Friday, June 13, 2008

Hidden Away

The Mishna (Daf Yomi: Sotah 20a) had stated: If before the scroll has been erased she said: “I will not drink,” her scroll is hidden away and her minchah offering is scattered on the ashes.

Rashi learns that they are hidden away at the sides of the Sanctuary, for all sacred writings which cannot be used any longer are hidden away in a place that they will not be treated with disrespect.

In the sefer Torah Haohel, he asks, why did the sotah scroll have to be hidden away? Couldn’t they have given it to a child in order for him to learn the portion in the Torah dealing with the sotah?

He answers that since it was written with sanctity, and it contains the Name of Hashem, they were concerned that the children will not treat the scroll with the proper respect, and therefore it was required to be hidden away.

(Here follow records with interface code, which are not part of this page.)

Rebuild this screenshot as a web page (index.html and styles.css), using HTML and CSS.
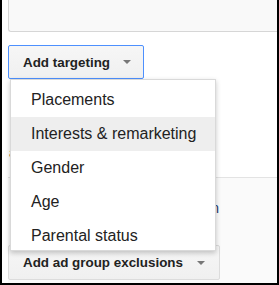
FILE: index.html
```html
<!DOCTYPE html>
<html>
<head>
<meta charset="utf-8">
<link rel="stylesheet" href="styles.css">
</head>
<body>
<div class="frame">
  <div class="top-box"></div>
  <button class="btn btn-active">Add targeting <span class="caret"></span></button>
  <div class="section">
    <div class="section-label">a</div>
  </div>
  <div class="lower">
    <div class="lower-row"><span class="lower-text">exclusion</span></div>
    <button class="btn btn-lower">Add ad group exclusions <span class="caret"></span></button>
  </div>
  <ul class="menu">
    <li class="menu-item">Placements</li>
    <li class="menu-item is-hover">Interests &amp; remarketing</li>
    <li class="menu-item">Gender</li>
    <li class="menu-item">Age</li>
    <li class="menu-item">Parental status</li>
  </ul>
</div>
</body>
</html>
```
FILE: styles.css
```css
* { box-sizing: border-box; }
html, body { margin: 0; padding: 0; background: #fff; }
body { font-family: "Liberation Sans", Arial, sans-serif; }

.frame {
  position: relative;
  width: 279px;
  height: 285px;
  border-left: 2px solid #000;
  border-right: 2px solid #000;
  border-bottom: 2px solid #000;
  overflow: hidden;
  display: flex;
  flex-direction: column;
  align-items: flex-start;
  background: #fff;
}

.top-box {
  margin-left: 6px;
  align-self: stretch;
  height: 32px;
  flex: none;
  background: #f9f9f9;
  border-left: 1px solid #d6d6d6;
  border-bottom: 1px solid #d6d6d6;
  border-bottom-left-radius: 3px;
}

.btn {
  display: inline-flex;
  align-items: center;
  flex: none;
  white-space: nowrap;
  margin-left: 6px;
  font-family: "Liberation Sans", Arial, sans-serif;
  font-weight: bold;
  font-size: 13.4px;
  color: #222;
  background: linear-gradient(#f6f6f6, #f0f0f0);
  border: 1px solid #dcdcdc;
  border-radius: 2px;
  padding: 0 12px 0 14px;
}

.btn-active {
  margin-top: 13px;
  height: 34px;
  border-color: #4d90fe;
}

.caret {
  display: inline-block;
  flex: none;
  width: 0;
  height: 0;
  margin-left: 13px;
  border-left: 4px solid transparent;
  border-right: 4px solid transparent;
  border-top: 4px solid #777;
}

.section {
  height: 98px;
  flex: none;
  align-self: stretch;
  padding: 68px 0 0 7px;
}

.section-label {
  font-size: 12px;
  line-height: 12px;
  color: #8a5a2b;
}

.lower {
  flex: 1;
  align-self: stretch;
  margin-left: 6px;
  border-top: 1px solid #e3e3e3;
  background: #fafafa;
  display: flex;
  flex-direction: column;
  align-items: flex-start;
}

.lower-row {
  margin-top: 21px;
  width: 211px;
  text-align: right;
  white-space: nowrap;
  height: 16px;
}

.lower-text {
  font-size: 14px;
  line-height: 16px;
  color: #1f3a6e;
}

.btn-lower {
  margin-left: 0;
  margin-top: 30px;
  height: 35px;
  padding-right: 14px;
}

.btn-lower .caret {
  margin-left: 14px;
}

.menu {
  position: absolute;
  left: 8px;
  top: 79px;
  width: 206px;
  height: 172px;
  margin: 0;
  padding: 3px 0 0 0;
  list-style: none;
  background: #fff;
  border: 1px solid rgba(0, 0, 0, 0.15);
  box-shadow: 0 2px 5px rgba(0, 0, 0, 0.22);
  overflow: hidden;
}

.menu-item {
  height: 34px;
  display: flex;
  align-items: center;
  padding-left: 20px;
  font-size: 16px;
  color: #222;
}

.menu-item.is-hover {
  background: #eeeeee;
}
```
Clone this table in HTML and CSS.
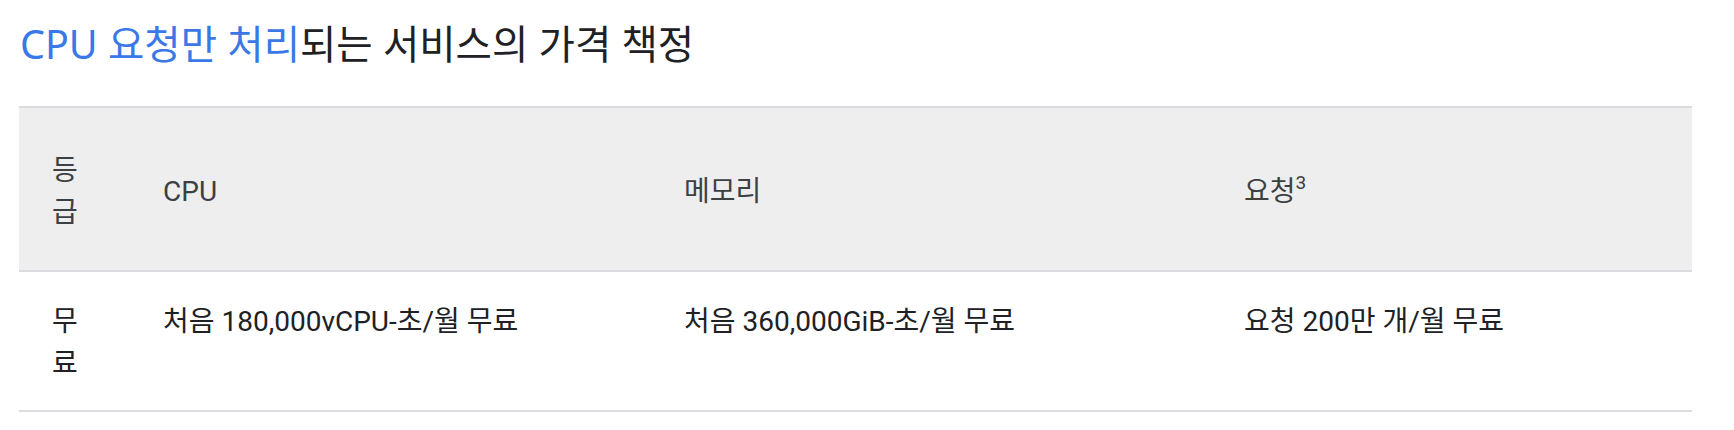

Furthermore, he says that it would be degrading for the woman, for everyone would say that this is the scroll that was prepared for So-and-So the sotah.

Tosfos cites a Yerushalmi (and some understand that this is what Rashi means as well) that the scroll is hidden away in the hinges of the Sanctuary door. The opening and closing of the door will cause that it will be worn away.

The Minchas Kenaos asks: How would it be permitted to erase Hashem’s Name by opening and closing the door? The Gemora Makkos (22a) rules that one who erases Hashem’s Name receives lashes! Since the opening and closing of the door will certainly result in the erasure of His Name, it should be regarded as a “direct erasing,” and should be forbidden!

The Ridvaz answers: Since the Name of Hashem was written on this scroll with the intention that it will be erased (in the bitter waters), there is no prohibition to erase this Name. It is not regarded as a permanent inscription, and therefore it would be permitted to erase it.